*INFORMATION SUPPLIED*
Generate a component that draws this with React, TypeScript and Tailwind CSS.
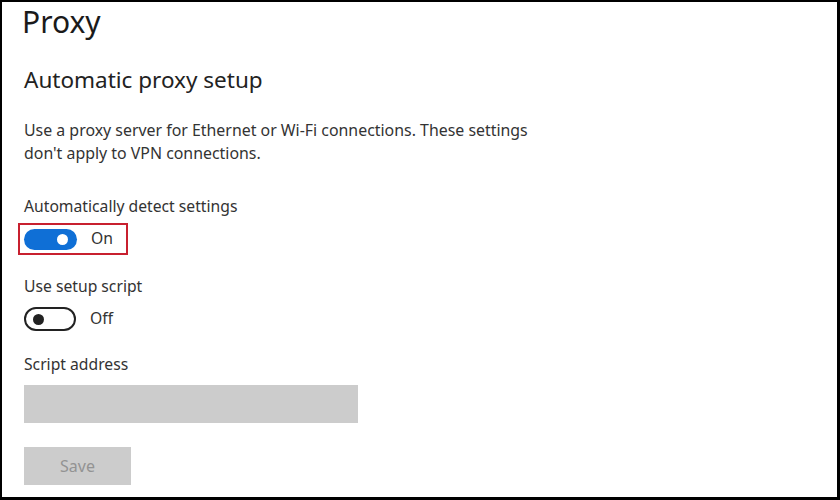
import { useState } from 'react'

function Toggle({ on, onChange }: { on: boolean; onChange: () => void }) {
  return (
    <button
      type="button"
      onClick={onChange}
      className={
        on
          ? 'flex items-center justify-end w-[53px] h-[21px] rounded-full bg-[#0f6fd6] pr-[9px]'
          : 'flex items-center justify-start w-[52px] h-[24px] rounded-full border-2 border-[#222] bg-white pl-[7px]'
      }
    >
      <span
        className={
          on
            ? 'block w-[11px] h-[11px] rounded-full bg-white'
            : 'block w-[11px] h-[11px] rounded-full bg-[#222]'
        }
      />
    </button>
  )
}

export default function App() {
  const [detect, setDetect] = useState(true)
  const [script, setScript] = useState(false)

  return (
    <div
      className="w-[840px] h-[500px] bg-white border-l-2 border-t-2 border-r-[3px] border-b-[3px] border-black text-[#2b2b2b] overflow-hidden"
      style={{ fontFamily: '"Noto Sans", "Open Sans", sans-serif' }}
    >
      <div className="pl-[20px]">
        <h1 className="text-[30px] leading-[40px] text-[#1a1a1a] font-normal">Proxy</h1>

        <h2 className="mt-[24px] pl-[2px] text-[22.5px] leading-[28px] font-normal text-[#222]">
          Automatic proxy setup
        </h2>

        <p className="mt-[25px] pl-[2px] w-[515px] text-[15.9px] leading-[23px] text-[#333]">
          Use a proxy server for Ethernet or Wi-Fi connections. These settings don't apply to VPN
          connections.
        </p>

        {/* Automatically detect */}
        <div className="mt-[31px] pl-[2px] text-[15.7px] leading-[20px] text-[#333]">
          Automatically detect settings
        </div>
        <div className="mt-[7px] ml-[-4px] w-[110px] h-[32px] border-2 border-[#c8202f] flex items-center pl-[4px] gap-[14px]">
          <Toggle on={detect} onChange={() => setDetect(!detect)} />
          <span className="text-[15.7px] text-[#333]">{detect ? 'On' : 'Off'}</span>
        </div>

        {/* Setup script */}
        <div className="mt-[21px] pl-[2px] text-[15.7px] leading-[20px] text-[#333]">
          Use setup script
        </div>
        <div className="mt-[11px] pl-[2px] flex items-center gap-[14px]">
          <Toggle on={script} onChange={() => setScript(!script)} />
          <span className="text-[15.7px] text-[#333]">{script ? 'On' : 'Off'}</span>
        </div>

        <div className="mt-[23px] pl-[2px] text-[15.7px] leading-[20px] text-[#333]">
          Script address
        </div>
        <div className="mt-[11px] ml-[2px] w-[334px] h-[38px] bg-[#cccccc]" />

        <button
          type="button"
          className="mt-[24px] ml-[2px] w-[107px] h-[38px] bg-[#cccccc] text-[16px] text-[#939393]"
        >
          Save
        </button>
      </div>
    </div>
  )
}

*WRITTEN EXERCISE*
Make an exact copy of the whole listing, but don't bring over any pictures.

*RESULT*
Generate a component that draws this with React, TypeScript and Tailwind CSS.
import { useState } from 'react'

function Toggle({ on, onChange }: { on: boolean; onChange: () => void }) {
  return (
    <button
      type="button"
      onClick={onChange}
      className={
        on
          ? 'flex items-center justify-end w-[53px] h-[21px] rounded-full bg-[#0f6fd6] pr-[9px]'
          : 'flex items-center justify-start w-[52px] h-[24px] rounded-full border-2 border-[#222] bg-white pl-[7px]'
      }
    >
      <span
        className={
          on
            ? 'block w-[11px] h-[11px] rounded-full bg-white'
            : 'block w-[11px] h-[11px] rounded-full bg-[#222]'
        }
      />
    </button>
  )
}

export default function App() {
  const [detect, setDetect] = useState(true)
  const [script, setScript] = useState(false)

  return (
    <div
      className="w-[840px] h-[500px] bg-white border-l-2 border-t-2 border-r-[3px] border-b-[3px] border-black text-[#2b2b2b] overflow-hidden"
      style={{ fontFamily: '"Noto Sans", "Open Sans", sans-serif' }}
    >
      <div className="pl-[20px]">
        <h1 className="text-[30px] leading-[40px] text-[#1a1a1a] font-normal">Proxy</h1>

        <h2 className="mt-[24px] pl-[2px] text-[22.5px] leading-[28px] font-normal text-[#222]">
          Automatic proxy setup
        </h2>

        <p className="mt-[25px] pl-[2px] w-[515px] text-[15.9px] leading-[23px] text-[#333]">
          Use a proxy server for Ethernet or Wi-Fi connections. These settings don't apply to VPN
          connections.
        </p>

        {/* Automatically detect */}
        <div className="mt-[31px] pl-[2px] text-[15.7px] leading-[20px] text-[#333]">
          Automatically detect settings
        </div>
        <div className="mt-[7px] ml-[-4px] w-[110px] h-[32px] border-2 border-[#c8202f] flex items-center pl-[4px] gap-[14px]">
          <Toggle on={detect} onChange={() => setDetect(!detect)} />
          <span className="text-[15.7px] text-[#333]">{detect ? 'On' : 'Off'}</span>
        </div>

        {/* Setup script */}
        <div className="mt-[21px] pl-[2px] text-[15.7px] leading-[20px] text-[#333]">
          Use setup script
        </div>
        <div className="mt-[11px] pl-[2px] flex items-center gap-[14px]">
          <Toggle on={script} onChange={() => setScript(!script)} />
          <span className="text-[15.7px] text-[#333]">{script ? 'On' : 'Off'}</span>
        </div>

        <div className="mt-[23px] pl-[2px] text-[15.7px] leading-[20px] text-[#333]">
          Script address
        </div>
        <div className="mt-[11px] ml-[2px] w-[334px] h-[38px] bg-[#cccccc]" />

        <button
          type="button"
          className="mt-[24px] ml-[2px] w-[107px] h-[38px] bg-[#cccccc] text-[16px] text-[#939393]"
        >
          Save
        </button>
      </div>
    </div>
  )
}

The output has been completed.